Rebels of the Neon God

Movies Reviews
Rebels of the Neon God

If Tsai Ming-liang hadn’t beaten Nicolas Winding Refn’s career to the punch by several years, Rebels of the Neon God would have been a killer moniker for one of the great Dane’s as-yet-unimagined future projects. Even in that alternate timeline, though, Tsai’s debut feature comes from such a culturally specific place that only he could have conceived it. (The film premiered in 1992, but has only just managed to secure a U.S. release more than two decades after the fact.) The title refers to Nezha, an impulsive, rash child deity of classical Chinese mythological origins. For Tsai’s purposes, though, that name reflects just as keenly on the first of his film’s dueling protagonists, Hsiao-kang (Lee Kang-sheng), who represents one side of a coin Tsai sets pirouetting above the endless, thrumming streets of Taipei.

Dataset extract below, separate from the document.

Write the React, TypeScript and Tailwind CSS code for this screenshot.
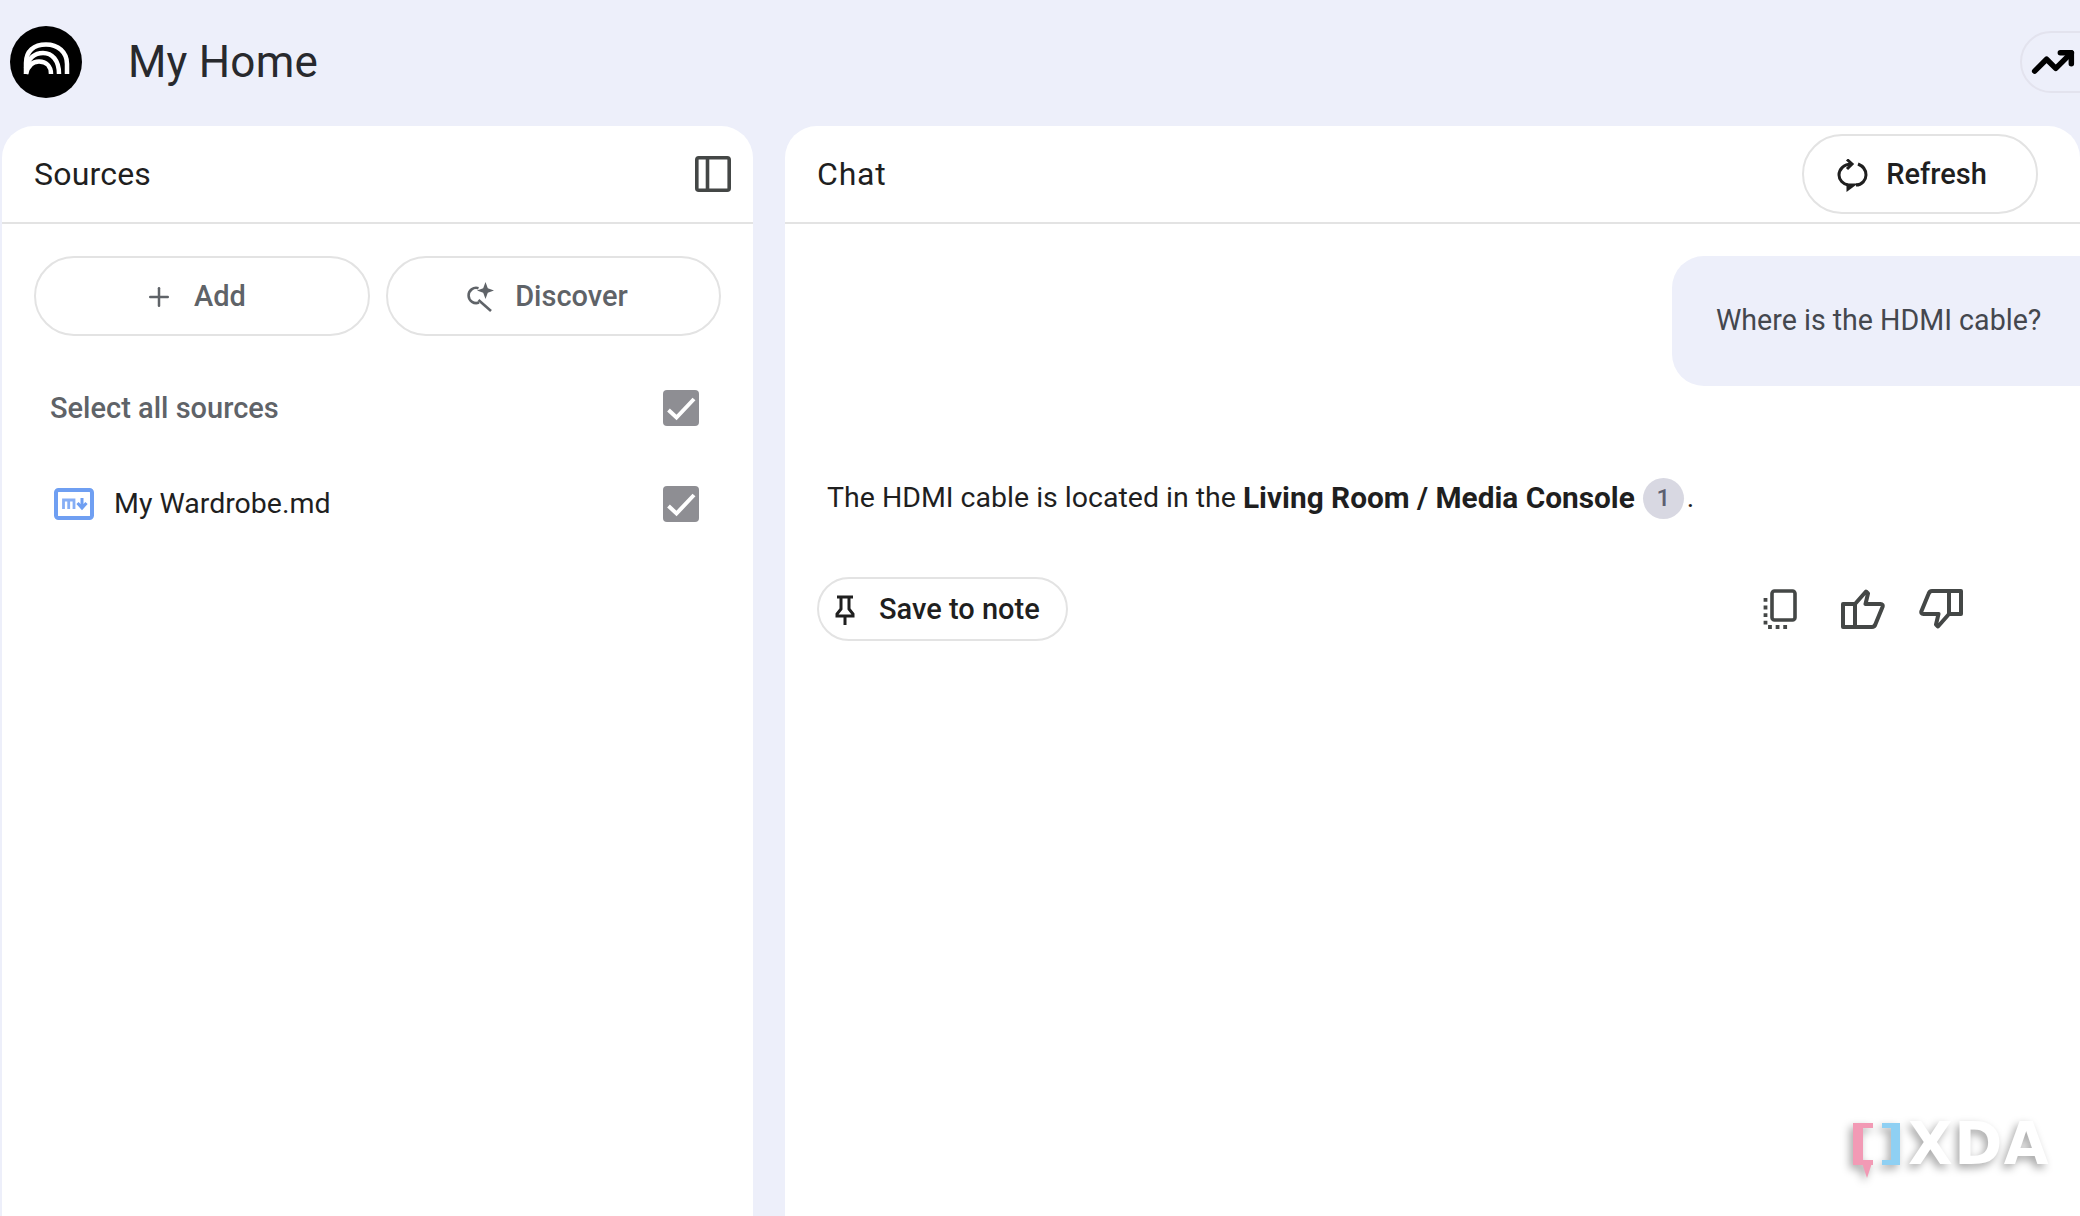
import { Plus, TrendingUp } from "lucide-react";

function Logo() {
  return (
    <div className="flex h-[72px] w-[72px] items-center justify-center rounded-full bg-black">
      <svg viewBox="0 0 72 72" className="h-[72px] w-[72px]" fill="none" stroke="white" strokeWidth="4.5">
        <path d="M16 48V37C16 25 24 18.5 36 18.5C48 18.5 57 26 57 38V48" />
        <path d="M16 42C18 32 25 27 33 27C42 27 49 34 49 48" />
        <path d="M16 48C18 39 23 35.5 29 35.5C36 35.5 41 40 41 48" />
      </svg>
    </div>
  );
}

function PanelIcon() {
  return (
    <svg viewBox="0 0 36 36" className="h-9 w-9" fill="none" stroke="#444746" strokeWidth="3.6">
      <rect x="1.8" y="1.8" width="32.4" height="32.4" rx="2" />
      <path d="M12.5 2V34" />
    </svg>
  );
}

function DiscoverIcon() {
  return (
    <svg viewBox="0 0 30 30" className="h-[30px] w-[30px]" fill="none" stroke="#5f6368" strokeWidth="2.6">
      <path d="M13.5 6.2A7.6 7.6 0 1 0 14 20.5" />
      <path d="M13.5 18L26 29" />
      <path d="M20.5 0L22.8 6.2L29 8.5L22.8 10.8L20.5 17L18.2 10.8L12 8.5L18.2 6.2Z" fill="#5f6368" stroke="none" />
    </svg>
  );
}

function RefreshIcon() {
  return (
    <svg viewBox="0 0 31 33" className="h-[33px] w-[31px]" fill="none" stroke="#1f1f1f" strokeWidth="3">
      <path d="M15 5C6 5 2 11 2 16C2 21 6 25 11 26M19 26C25 26 29 21 29 16C29 11 26 7 21 5" />
      <path d="M9.5 24.5V33L21 24.5Z" fill="#1f1f1f" stroke="none" />
      <path d="M10 0.5L15 5L10 10" />
    </svg>
  );
}

function PinIcon() {
  return (
    <svg viewBox="0 0 20 30" className="h-[30px] w-5" fill="none" stroke="#1f1f1f" strokeWidth="3">
      <path d="M2 2H18M6 2V14L2 19V21H18V19L14 14V2M10 21V30" />
    </svg>
  );
}

function CopyIcon() {
  return (
    <svg viewBox="0 0 36 40" className="h-10 w-9" fill="none" stroke="#444746">
      <rect x="11" y="2" width="23" height="29" rx="2.5" strokeWidth="3.6" />
      <path d="M4.5 9V36Q4.5 38 6.5 38H29" strokeWidth="3.8" strokeDasharray="3.8 3.8" />
    </svg>
  );
}

function ThumbUp() {
  return (
    <svg viewBox="0 0 44 40" className="h-10 w-11" fill="none" stroke="#444746" strokeWidth="4" strokeLinejoin="round">
      <path d="M2 15H14V38H2Z" />
      <path d="M14 15L25 2.5L27 4.5L24.5 15H39.5Q42.5 15 41.5 18L34.5 35Q33.5 38 31 38H14" />
    </svg>
  );
}

function ThumbDown() {
  return (
    <svg viewBox="0 0 44 40" className="h-10 w-11" fill="none" stroke="#444746" strokeWidth="4" strokeLinejoin="round">
      <path d="M42 2H30V25H42Z" />
      <path d="M30 25L19 37.5L17 35.5L19.5 25H4.5Q1.5 25 2.5 22L9.5 5Q10.5 2 13 2H30" />
    </svg>
  );
}

function MdIcon() {
  return (
    <svg viewBox="0 0 40 32" className="h-8 w-10" fill="none">
      <rect x="2" y="2" width="36" height="28" rx="2.5" stroke="#6f9ff2" strokeWidth="4" />
      <path d="M9.5 21V12H20V21M14.7 12V21" stroke="#86aef5" strokeWidth="2.8" />
      <path d="M28 10V19M23.5 15L28 20L32.5 15" stroke="#6f9ff2" strokeWidth="3" />
    </svg>
  );
}

function Check() {
  return (
    <div className="flex h-9 w-9 items-center justify-center rounded-[4px] bg-[#8e8e93]">
      <svg viewBox="0 0 36 36" className="h-9 w-9" fill="none" stroke="white" strokeWidth="4">
        <path d="M5.5 20L13.5 27.5L31 9" />
      </svg>
    </div>
  );
}

function XdaMark() {
  return (
    <div className="absolute bottom-[51px] left-[1853px] flex items-start [filter:drop-shadow(-3px_4px_4px_rgba(0,0,0,0.35))]">
      <div className="relative h-[42px] w-5">
        <div className="h-[42px] w-5 border-y-[5px] border-l-[10px] border-[#f29ab5]" />
        <div className="absolute left-[8px] top-[37px] h-0 w-0 border-x-[6px] border-t-[18px] border-x-transparent border-t-[#f29ab5]" />
      </div>
      <div className="ml-[9px] h-[42px] w-[18px] border-y-[5px] border-r-[9px] border-[#8fd0f3]" />
      <span className="ml-[8px] font-['DejaVu_Sans',sans-serif] text-[58px] font-bold leading-[42px] tracking-[1.5px] text-white">XDA</span>
    </div>
  );
}

export default function App() {
  return (
    <div className="relative h-[1216px] w-[2080px] overflow-hidden bg-[#edeffa] font-['Roboto',sans-serif]">
      <header className="flex h-[126px] items-center justify-between pb-[2px] pl-[10px]">
        <div className="flex items-center gap-[46px]">
          <Logo />
          <span className="text-[44px] leading-none tracking-[0.2px] text-[#28292d]">My Home</span>
        </div>
        <div className="-mr-10 flex h-[62px] w-[100px] items-center rounded-full border-2 border-[#e3e3ee] pl-[9px]">
          <TrendingUp size={44} strokeWidth={3} color="#000" />
        </div>
      </header>

      <div className="flex h-[1090px] gap-[32px] pl-[2px]">
        <aside className="w-[751px] rounded-t-[32px] bg-white">
          <div className="flex h-[98px] items-center justify-between border-b-2 border-[#e3e3e3] pl-[32px] pr-[22px]">
            <span className="text-[32px] tracking-[0.2px] text-[#1f1f1f]">Sources</span>
            <PanelIcon />
          </div>
          <div className="flex gap-[16px] pl-[32px] pt-[32px]">
            <button className="flex h-[80px] w-[336px] items-center justify-center gap-[20px] rounded-full border-2 border-[#e3e3e3] pr-[14px] pt-[2px] text-[29px] font-medium text-[#5f6368]">
              <Plus size={30} strokeWidth={2} />
              Add
            </button>
            <button className="flex h-[80px] w-[335px] items-center justify-center gap-[20px] rounded-full border-2 border-[#e3e3e3] pr-[14px] pt-[2px] text-[29px] font-medium text-[#5f6368]">
              <DiscoverIcon />
              Discover
            </button>
          </div>
          <div className="mt-[54px] flex items-center justify-between pl-[48px] pr-[54px]">
            <span className="text-[29px] font-medium leading-[36px] text-[#5f6368]">Select all sources</span>
            <Check />
          </div>
          <div className="mt-[60px] flex items-center justify-between pl-[52px] pr-[54px]">
            <div className="flex items-center gap-[20px]">
              <MdIcon />
              <span className="text-[28.5px] leading-[36px] text-[#1f1f1f]">My Wardrobe.md</span>
            </div>
            <Check />
          </div>
        </aside>

        <main className="flex-1 rounded-t-[32px] bg-white">
          <div className="flex h-[98px] items-center justify-between border-b-2 border-[#e3e3e3] pl-[32px] pr-[42px]">
            <span className="text-[32px] tracking-[0.8px] text-[#1f1f1f]">Chat</span>
            <button className="flex h-[80px] w-[236px] items-center justify-center gap-[18px] rounded-full border-2 border-[#e3e3e3] pr-[16px] pt-[2px] text-[29px] font-medium text-[#1f1f1f]">
              <RefreshIcon />
              Refresh
            </button>
          </div>
          <div className="flex justify-end pt-[32px]">
            <div className="flex h-[130px] w-[408px] items-center rounded-l-[32px] bg-[#edeffa] pb-[2px] pl-[44px] text-[28.6px] text-[#44474e]">
              Where is the HDMI cable?
            </div>
          </div>
          <p className="mt-[91px] flex h-[42px] items-center pl-[42px] text-[28.5px] text-[#1f1f1f]">
            The HDMI cable is located in the&nbsp;
            <b className="text-[29.8px] font-bold">Living Room / Media Console</b>
            <span className="ml-[8px] mr-[3px] flex h-[41px] w-[41px] items-center justify-center rounded-full bg-[#d8d8e2] text-[24px] font-medium text-[#5c5f70]">1</span>
            .
          </p>
          <div className="mt-[58px] flex items-center justify-between pl-[32px] pr-[117px]">
            <button className="flex h-[64px] w-[251px] items-center gap-[24px] rounded-full border-2 border-[#e3e3e3] pl-[16px] pt-[2px] text-[29px] font-medium text-[#1f1f1f]">
              <PinIcon />
              Save to note
            </button>
            <div className="flex items-center">
              <CopyIcon />
              <div className="ml-[44px]"><ThumbUp /></div>
              <div className="ml-[34px]"><ThumbDown /></div>
            </div>
          </div>
        </main>
      </div>
      <XdaMark />
    </div>
  );
}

Hsiao-kang is a cram student who lives most of his life between the confines of his parents’ apartment and his school. He’s a quiet, well-behaved kid, or at least he gives the impression of being well-behaved; Tsai takes his time revealing the character’s eccentricities, so best not let looks fool you. (His mother thinks he’s Nezha reincarnated. That alone speaks volumes about his upbringing.) Hsiao-kang strikes a sharp contrast to the movie’s second lead, Ah-tze (Chen Chao-jung), who spends his days sleeping in his brother’s flooded, decrepit apartment and his evenings robbing payphones and blowing the proceeds playing arcade games with his chum Ah-bing (Jen Chang-bin).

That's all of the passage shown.